Puerto Rican Bar Association honors women in the law with Flor De Maga Awards
The Puerto Rican Bar Association continued its annual tradition last Thursday when it honored six women, including the president of the New York State Academy of Trial Lawyers, with Flor De Maga Awards during a ceremony in Manhattan.
The six honorees included Angelicque Moreno, president of the NYS Academy of Trial Lawyers; Justice Llinet Rosado, Supreme Court, Bronx County; attorneys Maria Perez-Brown and Christina Seda-Acosta; and Barbie Melendez and Irma Pena.
“This is an opportunity for us to honor women,” said PRBA President Stephanie Correa. “It would be wonderful if we can move from a period of time where we are hearing that this is the first woman to do this or the first woman to do that. What’s incredible is that on the dais here we have women who have helped shatter glass ceilings and have contributed to pay equality in their respective areas in the law just by what they do.”
The event was held at Patterson Belknap Webb & Tyler LLP in Manhattan where Past President Carmen Pacheco, chair of the PRBA Women’s Committee, served as the master of ceremonies.
“Flor De Maga celebrates women who impact our community,” Pacheco said. “Like the maga tree, our honorees are strong, durable, well-balanced and beautiful. This year’s award is presented to women that exhibit leadership skills in their field of expertise, have been a role model and mentor to other women and girls, and advocates for social and cultural change that creates a more equitable society through advocacy, creativity and social economic development.”

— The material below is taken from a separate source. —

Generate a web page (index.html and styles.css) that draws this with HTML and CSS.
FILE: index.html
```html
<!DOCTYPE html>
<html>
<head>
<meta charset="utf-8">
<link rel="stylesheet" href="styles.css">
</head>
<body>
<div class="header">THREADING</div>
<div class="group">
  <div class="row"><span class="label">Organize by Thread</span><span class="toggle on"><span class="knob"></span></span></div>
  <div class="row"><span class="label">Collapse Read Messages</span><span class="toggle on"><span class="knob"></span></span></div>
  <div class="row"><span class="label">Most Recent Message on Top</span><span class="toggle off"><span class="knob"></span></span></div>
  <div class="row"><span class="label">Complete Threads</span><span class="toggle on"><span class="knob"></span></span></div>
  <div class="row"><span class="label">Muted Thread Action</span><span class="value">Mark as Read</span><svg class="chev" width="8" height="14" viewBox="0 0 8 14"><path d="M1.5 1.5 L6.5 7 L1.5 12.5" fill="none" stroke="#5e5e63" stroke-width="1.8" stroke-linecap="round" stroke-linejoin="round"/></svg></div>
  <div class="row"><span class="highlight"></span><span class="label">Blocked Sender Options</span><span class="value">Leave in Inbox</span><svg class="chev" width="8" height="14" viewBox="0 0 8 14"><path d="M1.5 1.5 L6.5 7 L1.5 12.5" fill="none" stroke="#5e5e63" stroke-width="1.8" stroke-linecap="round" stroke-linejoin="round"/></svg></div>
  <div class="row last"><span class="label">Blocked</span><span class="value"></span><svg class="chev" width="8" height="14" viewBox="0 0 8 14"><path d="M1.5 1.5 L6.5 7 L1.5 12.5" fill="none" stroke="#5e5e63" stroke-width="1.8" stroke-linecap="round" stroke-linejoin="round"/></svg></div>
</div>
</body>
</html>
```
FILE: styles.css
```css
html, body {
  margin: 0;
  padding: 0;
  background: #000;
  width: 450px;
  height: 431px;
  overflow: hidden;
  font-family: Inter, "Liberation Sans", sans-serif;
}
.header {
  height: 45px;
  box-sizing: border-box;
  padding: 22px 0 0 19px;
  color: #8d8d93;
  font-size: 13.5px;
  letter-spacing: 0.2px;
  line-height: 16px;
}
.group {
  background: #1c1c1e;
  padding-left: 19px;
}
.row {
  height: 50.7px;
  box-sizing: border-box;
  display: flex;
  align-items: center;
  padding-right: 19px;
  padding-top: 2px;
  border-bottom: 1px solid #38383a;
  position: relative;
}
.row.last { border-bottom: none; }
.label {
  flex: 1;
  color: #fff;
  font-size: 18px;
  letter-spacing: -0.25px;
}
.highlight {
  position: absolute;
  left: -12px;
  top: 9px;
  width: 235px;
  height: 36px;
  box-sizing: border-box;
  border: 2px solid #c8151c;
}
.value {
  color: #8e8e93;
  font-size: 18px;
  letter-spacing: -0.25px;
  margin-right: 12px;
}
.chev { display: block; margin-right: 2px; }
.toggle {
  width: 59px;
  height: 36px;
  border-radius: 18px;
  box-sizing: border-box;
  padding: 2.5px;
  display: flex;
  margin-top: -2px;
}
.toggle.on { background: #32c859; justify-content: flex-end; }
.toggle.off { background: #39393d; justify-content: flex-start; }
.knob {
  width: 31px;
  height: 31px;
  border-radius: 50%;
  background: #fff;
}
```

Moreno, who grew up in the projects in the Bronx, was introduced by Justice Lizette Colon. The judge commented that it brings her a lot of pride as a Puerto Rican to see Moreno stand out as a trial attorney in a highly competitive field.
“I appreciate it and I cherish your appearance on behalf of all of us Latinas,” Justice Colon said. “She is a magnificent and outstanding bar leader. Angelicque is the president of the New York State Academy of Trial Lawyers, the vice president of the Brooklyn Women’s Bar Association, director of the New York State Bar Association’s Trial Section, director of the New York City Trial Lawyers Association, a member of the Grievance Committee for the 2nd, 11th and 13th judicial districts, as well as the founding director of Esquire Bank. It’s incredible.”

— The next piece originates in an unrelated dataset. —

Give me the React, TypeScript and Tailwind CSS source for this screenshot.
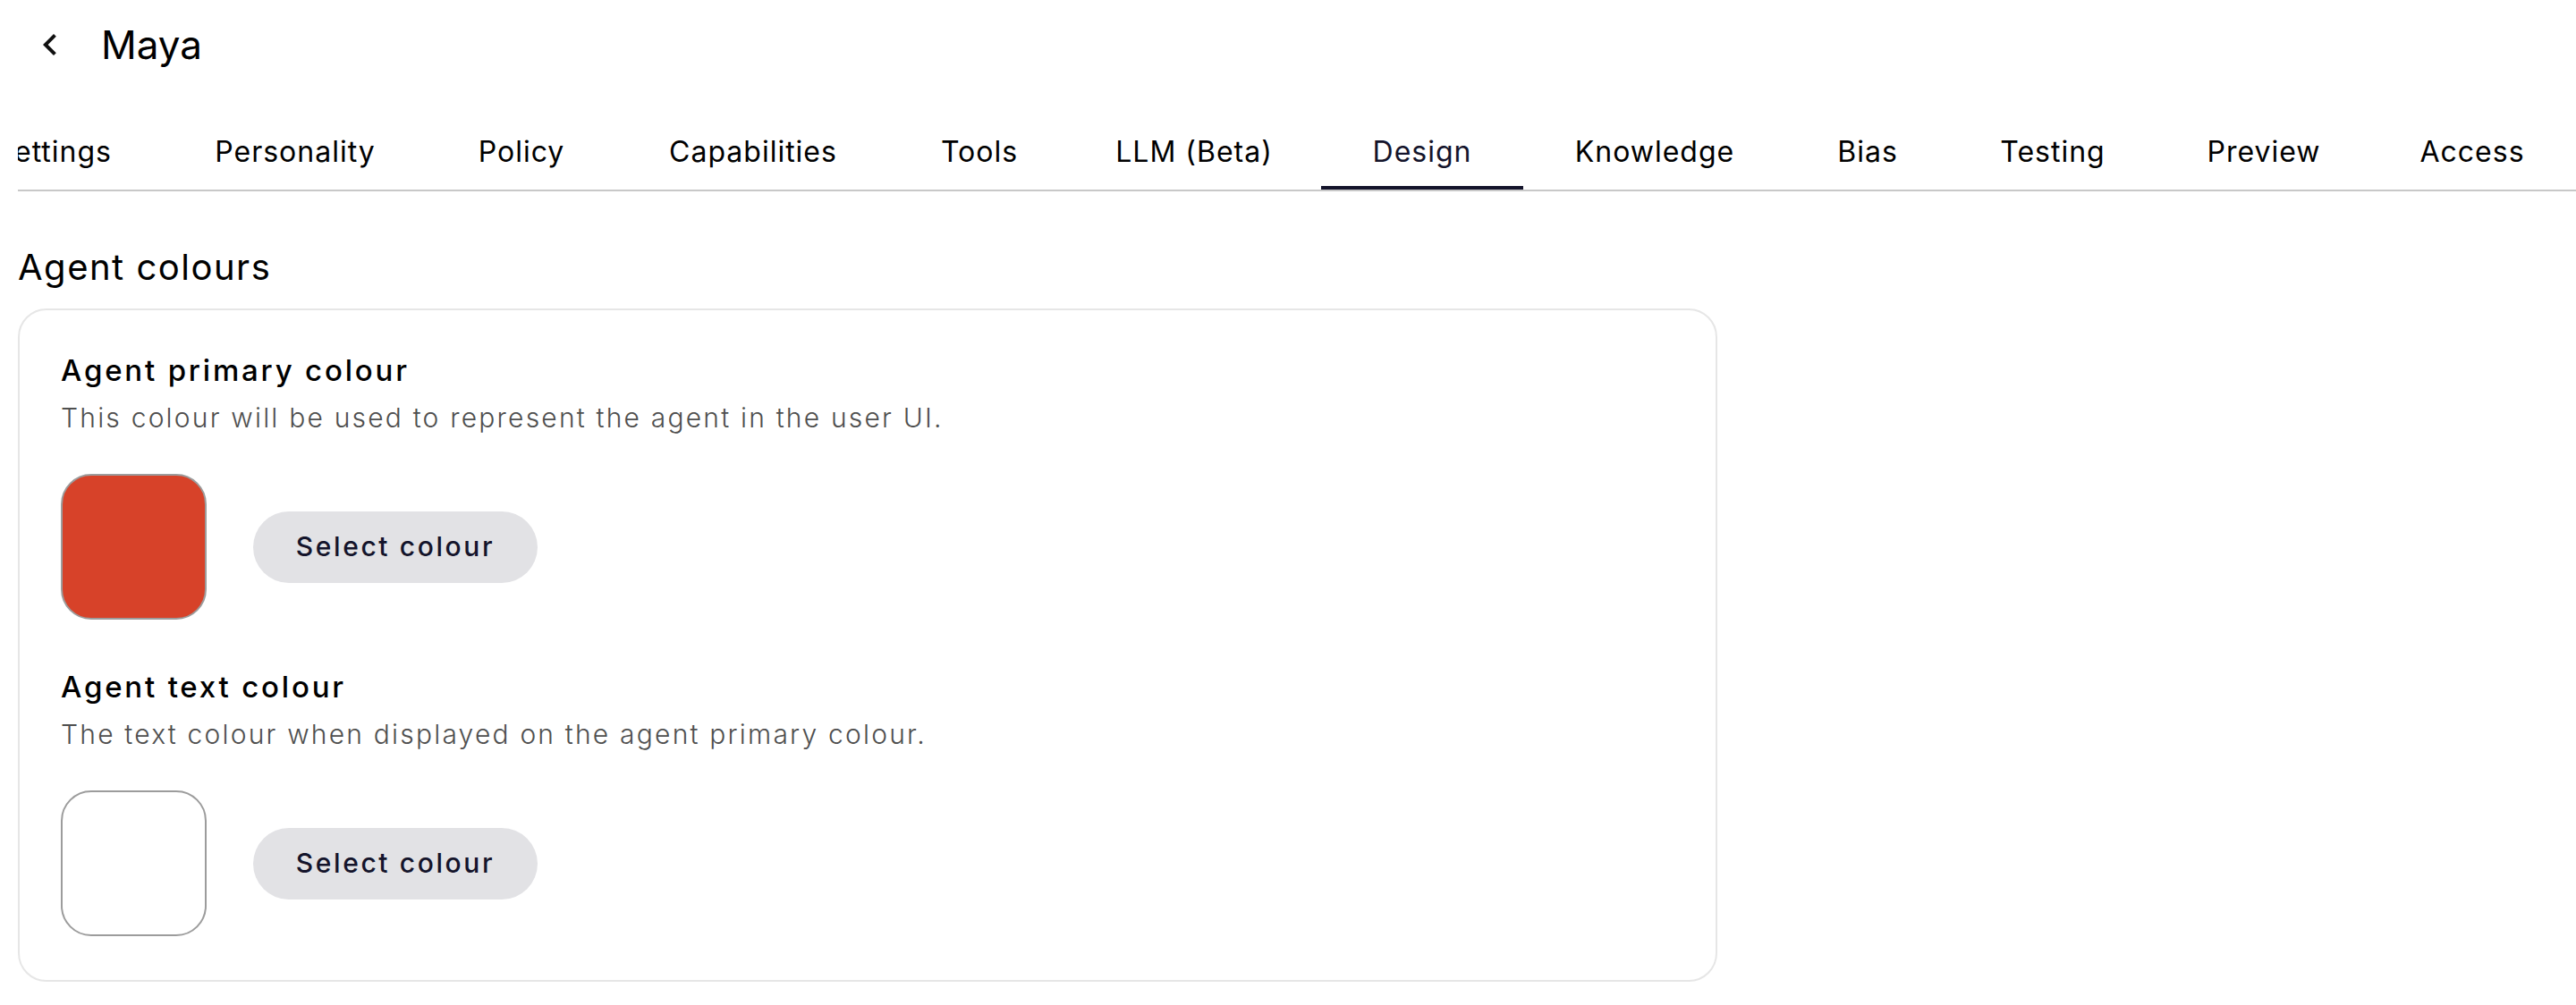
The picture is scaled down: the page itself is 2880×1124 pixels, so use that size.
import React, { useState } from "react";

const tabs = [
  { label: "Settings", w: "" },
  { label: "Personality", w: "w-[298px]" },
  { label: "Policy", w: "w-[208px]" },
  { label: "Capabilities", w: "w-[310px]" },
  { label: "Tools", w: "w-[196px]" },
  { label: "LLM (Beta)", w: "w-[284px]" },
  { label: "Design", w: "w-[226px]" },
  { label: "Knowledge", w: "w-[294px]" },
  { label: "Bias", w: "w-[182px]" },
  { label: "Testing", w: "w-[232px]" },
  { label: "Preview", w: "w-[240px]" },
  { label: "Access", w: "w-[226px]" },
];

function ColourSetting({
  title,
  description,
  colour,
}: {
  title: string;
  description: string;
  colour: string;
}) {
  return (
    <div className="flex flex-col">
      <h3 className="text-[33px] leading-[48px] font-medium text-black tracking-[2.8px]">
        {title}
      </h3>
      <p className="mt-2 text-[30px] leading-[42px] font-light text-[#4f4f4f] tracking-[2.2px]">
        {description}
      </p>
      <div className="mt-[42px] flex items-center gap-[52px]">
        <div
          className="w-[163px] h-[163px] rounded-[34px] border-2 border-[#9c9c9c]"
          style={{ backgroundColor: colour }}
        />
        <button className="h-[80px] w-[318px] rounded-full bg-[#e2e2e5] text-[30px] font-medium text-[#14142b] tracking-[2.6px]">
          Select colour
        </button>
      </div>
    </div>
  );
}

export default function App() {
  const [active] = useState("Design");

  return (
    <div className="min-h-screen bg-white pl-[20px] font-['Inter','Noto_Sans',sans-serif] text-black">
      {/* header */}
      <div className="h-[128px] flex items-start pt-[26px]">
        <button className="w-[48px] h-[48px] ml-[12px] flex items-center justify-center">
          <svg width="48" height="48" viewBox="0 0 24 24" fill="#111">
            <path d="M15.41 7.41L14 6l-6 6 6 6 1.41-1.41L10.83 12z" />
          </svg>
        </button>
        <h1 className="ml-[33px] text-[44px] leading-[48px] font-normal">Maya</h1>
      </div>

      {/* tabs */}
      <div className="overflow-hidden border-b-2 border-[#c8c8c8]">
        <div className="flex justify-end pr-[3px]">
          {tabs.map((t) => (
            <div
              key={t.label}
              className={`relative shrink-0 h-[84px] flex items-center justify-center whitespace-nowrap text-[32px] tracking-[1px] ${
                t.w ? t.w : "px-[56px]"
              } ${active === t.label ? "text-[#14142b]" : "text-black"}`}
            >
              {t.label}
              {active === t.label && (
                <div className="absolute left-0 right-0 bottom-0 h-[4px] bg-[#14142b]" />
              )}
            </div>
          ))}
        </div>
      </div>

      {/* content */}
      <h2 className="mt-[55px] text-[40px] leading-[60px] font-normal tracking-[1.5px]">
        Agent colours
      </h2>
      <div className="mt-[16px] w-[1900px] rounded-[32px] border-2 border-[#e6e6e6] pl-[46px] pt-[43px] pb-[49px] flex flex-col gap-[51px]">
        <ColourSetting
          title="Agent primary colour"
          description="This colour will be used to represent the agent in the user UI."
          colour="#d74229"
        />
        <ColourSetting
          title="Agent text colour"
          description="The text colour when displayed on the agent primary colour."
          colour="#ffffff"
        />
      </div>
    </div>
  );
}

Moreno shared her story about growing up poor in the Bronx, with her large family living in one small apartment. She explained that one of her cousins grew up with challenging disabilities and developmental delays due to medical malpractice and it inspired her to become a lawyer. However, with almost no role models in the legal community, at the time, she described it as an arduous process with almost no mentors.
“When I went to law school, I was so close to my dreams,” Moreno recalled. “But what was disturbing was having someone tell me and the other three Latinos in the entire school that we didn’t deserve to be there and we were only there because of affirmative action. I started doubting myself. When I graduated and had to take the bar, someone told me, ‘I don’t know if you can do that.’
“My family simply said you can,” she continued. “Then every day of my life, since I met my husband, I have had a whisper saying, you will. The mantra of my life has been, you should, you can, you will.”
Moreno explained that is why she is involved in bar associations — to help provide others with the mentor and inspiration that she didn’t have.
“Especially for any young lawyers who may be here today — if there is ever a time where you wonder if you should apply for a job, you don’t have to go any farther than to come here to the Puerto Rican Bar Association and talk to President Correa, Carmen Pacheco or Justice Colon. They will tell you that you should.”